Die große Unbekannte - der Arbeitsmarkt von Morgen
Precht brachte Aspekte wie ein bedingungsloses Grundeinkommen sowie eine Reform der Bildungspolitik ins Spiel. Bis dato sei es deren Aufgabe gewesen, möglichst genau auf den Arbeitsmarkt passende Absolventen hervorzubringen. Das werde allerdings zunehmend schwerer, weil "wir den Arbeitsmarkt der Zukunft nicht kennen".
Der Philosoph forderte, primäre Bildungsaufgabe müsse sein, starke Persönlichkeiten zu bilden und hervorzubringen. Man müsse die Menschen befähigen, sich mit sich selbst beschäftigen zu können, kreativ zu sein. Doch diesem Aspekt werde im Zuge der Digitalisierung zu wenig Aufmerksamkeit geschenkt, bemängelt Precht. "Die technischen und wirtschaftlichen Folgen des Umbruchs werden von der Politik geahnt, deren gesellschaftlichen Folgen aber verdrängt."

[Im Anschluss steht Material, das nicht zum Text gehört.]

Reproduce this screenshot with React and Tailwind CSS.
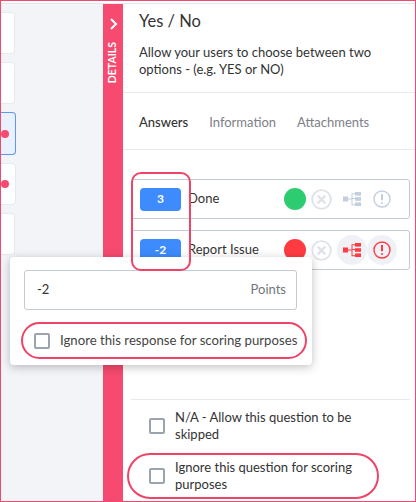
import React from "react";

const font = { fontFamily: "Lato, 'Open Sans', sans-serif" };

const CrossIcon = () => (
  <svg width="21" height="21" viewBox="0 0 22 22" fill="none" stroke="#dfe3e9" strokeWidth="2">
    <circle cx="11" cy="11" r="9.8" />
    <path d="M7 7l8 8M15 7l-8 8" strokeWidth="2.4" />
  </svg>
);

const TreeIcon = ({ color }) => (
  <svg width="18" height="14" viewBox="0 0 18 14" fill={color}>
    <rect x="0" y="4.5" width="5" height="5" />
    <rect x="12" y="0" width="6" height="3.6" />
    <rect x="12" y="5.2" width="6" height="3.6" />
    <rect x="12" y="10.4" width="6" height="3.6" />
    <path d="M5 6.5h3.5V1.3H12v1H9.5v3.7H12v1H9.5v5.2H12v1H8.5V7.5H5z" />
  </svg>
);

const AlertIcon = ({ color }) => (
  <svg width="18" height="18" viewBox="0 0 18 18" fill="none" stroke={color} strokeWidth="1.4">
    <circle cx="9" cy="9" r="8" />
    <path d="M9 4v6.2" strokeWidth="2" />
    <circle cx="9" cy="13" r="1" fill={color} stroke="none" />
  </svg>
);

const Checkbox = () => (
  <div className="w-4 h-4 shrink-0 rounded-[2px] border-2 border-[#9aa3b0] bg-white" />
);

const AnswerRow = ({ points, label, dot, active }) => (
  <div className="h-10 flex items-center pl-2 pr-[12px] border border-[#c3cad3] rounded-[3px] bg-white">
    <div className="w-[41px] h-[23px] rounded bg-[#3d8bfd] flex items-center justify-center text-white text-[12px] font-bold">
      {points}
    </div>
    <p className="ml-[7px] text-[13px] text-[#333] flex-1">{label}</p>
    <div className="w-[22px] h-[22px] rounded-full" style={{ background: dot }} />
    <div className="ml-[5px]">
      <CrossIcon />
    </div>
    <div className={`ml-[5px] w-[30px] h-[30px] rounded-full flex items-center justify-center ${active ? "bg-[#f0f1f6]" : ""}`}>
      <TreeIcon color={active ? "#ff3b42" : "#c3cede"} />
    </div>
    <div className={`w-[30px] h-[30px] rounded-full flex items-center justify-center ${active ? "bg-[#f0f1f6]" : ""}`}>
      <AlertIcon color={active ? "#ff3b42" : "#c3cede"} />
    </div>
  </div>
);

const App = () => {
  return (
    <div
      className="relative w-[416px] h-[502px] overflow-hidden bg-white border border-[#f04a70] flex flex-col"
      style={font}
    >
      <div className="h-[3px] shrink-0 bg-white border-b border-[#e7e8ec]" />
      <div className="flex flex-1 min-h-0">
        {/* Left list */}
        <div className="w-[102px] bg-[#f3f4f8] pt-2 flex flex-col gap-2">
          <div className="w-[14px] h-[42px] bg-white border border-l-0 border-[#e8e9ee] rounded-r" />
          <div className="w-[14px] h-[42px] bg-white border border-l-0 border-[#e8e9ee] rounded-r" />
          <div className="w-[15px] h-[43px] bg-[#e9f1ff] border border-l-0 border-[#5d97f2] rounded-r flex items-center">
            <div className="w-2 h-2 rounded-full bg-[#f64a70]" />
          </div>
          <div className="w-[15px] h-[42px] bg-white border border-l-0 border-[#e8e9ee] rounded-r flex items-center">
            <div className="w-2 h-2 rounded-full bg-[#f64a70]" />
          </div>
          <div className="w-[14px] h-[42px] bg-white border border-l-0 border-[#e8e9ee] rounded-r" />
        </div>

        {/* Details strip */}
        <div className="w-5 bg-[#f64a70] flex flex-col items-center pt-[14px]">
          <svg width="9" height="12" viewBox="0 0 9 12" fill="none" stroke="#fff" strokeWidth="2">
            <path d="M2 1l5 5-5 5" />
          </svg>
          <span className="mt-[12px] text-white text-[10.5px] font-bold [writing-mode:vertical-rl] rotate-180">
            DETAILS
          </span>
        </div>

        {/* Panel */}
        <div className="flex-1 min-w-0 bg-white flex flex-col">
          <div className="h-[89px] shrink-0 pl-[16px] pr-8 pt-[7px] border-b border-[#e9eaee]">
            <h1 className="text-[16.5px] leading-[20px] text-[#333]">Yes / No</h1>
            <p className="mt-[13px] text-[13px] leading-[17px] text-[#333]">
              Allow your users to choose between two options - (e.g. YES or NO)
            </p>
          </div>
          <div className="h-[57px] shrink-0 pl-[16px] pt-1 flex items-center gap-[21px] text-[13px] border-b border-[#e9eaee]">
            <span className="text-[#333] font-medium">Answers</span>
            <span className="text-[#7d8087]">Information</span>
            <span className="text-[#7d8087]">Attachments</span>
          </div>
          <div className="pl-2 pr-[5px] pt-[29px] flex flex-col gap-[11px]">
            <AnswerRow points="3" label="Done" dot="#2ecc71" />
            <AnswerRow points="-2" label="Report Issue" dot="#ff3b42" active />
          </div>
          <div className="mt-[129px] ml-2 mr-[5px] border-t border-[#e9eaee] pt-[9px] pl-[18px] flex flex-col gap-[16px] text-[13px] leading-[17px] text-[#333]">
            <div className="flex items-center gap-[10px]">
              <Checkbox />
              <p className="w-[205px]">N/A - Allow this question to be skipped</p>
            </div>
            <div className="flex items-center gap-[10px]">
              <Checkbox />
              <p className="w-[205px]">Ignore this question for scoring purposes</p>
            </div>
          </div>
        </div>
      </div>

      {/* Popover */}
      <div className="absolute left-[9px] top-[256px] w-[302px] h-[108px] bg-white rounded shadow-[0_2px_10px_rgba(0,0,0,0.25)] px-[14px] pt-[13px]">
        <div className="h-10 w-[273px] border border-[#c3cad3] rounded-[3px] flex items-center justify-between pl-3 pr-[10px] text-[13px]">
          <span className="text-[#333]">-2</span>
          <span className="text-[#70757c]">Points</span>
        </div>
        <div className="mt-[21px] ml-[10px] flex items-center gap-[10px] text-[13.2px] text-[#444]">
          <Checkbox />
          <span className="whitespace-nowrap">Ignore this response for scoring purposes</span>
        </div>
      </div>

      {/* Annotations */}
      <div className="absolute left-[130px] top-[171px] w-[60px] h-[99px] border-2 border-[#ee4468] rounded-[10px]" />
      <div className="absolute left-[20px] top-[321px] w-[286px] h-[37px] border-2 border-[#ee4468] rounded-full" />
      <div className="absolute left-[126px] top-[452px] w-[252px] h-[46px] border-2 border-[#ee4468] rounded-full" />
    </div>
  );
};

export default App;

"Demokratie kann ein zäher Prozess sein"
Dorothee Bär, Parlamentarische Staatssekretärin beim Bundesminister für Verkehr und digitale Infrastruktur, räumte ein, dass Demokratie ein zäher Prozess sein kann. Es dauere an der einen oder anderen Stelle sicher zu lang. Grund dafür sei vielfach schichtweg die Angst der Menschen. Bär berichtete gerade im Bildungsbereich von vielen Vorurteilen, wenn beispielsweise WLAN in den Schulen mit der Asbestverseuchung von Gebäuden verglichen werde, was man schnell wieder loswerden müsse.
Bär monierte, dass vieles rund um die Digitalisierung negativ besetzt sei, und rief dazu auf, Angstmachern zu widersprechen. Gleichzeitig müsse man daran arbeiten, die Menschen mitzunehmen und ihnen Brücken zu bauen. Das sei wichtig, um das Potenzial der Digitalisierung auch zu heben. "Nur weil wir ein erfolgreiches Industrieland sind, heißt das nicht, dass wir auch ein erfolgreiches Digitalland sind."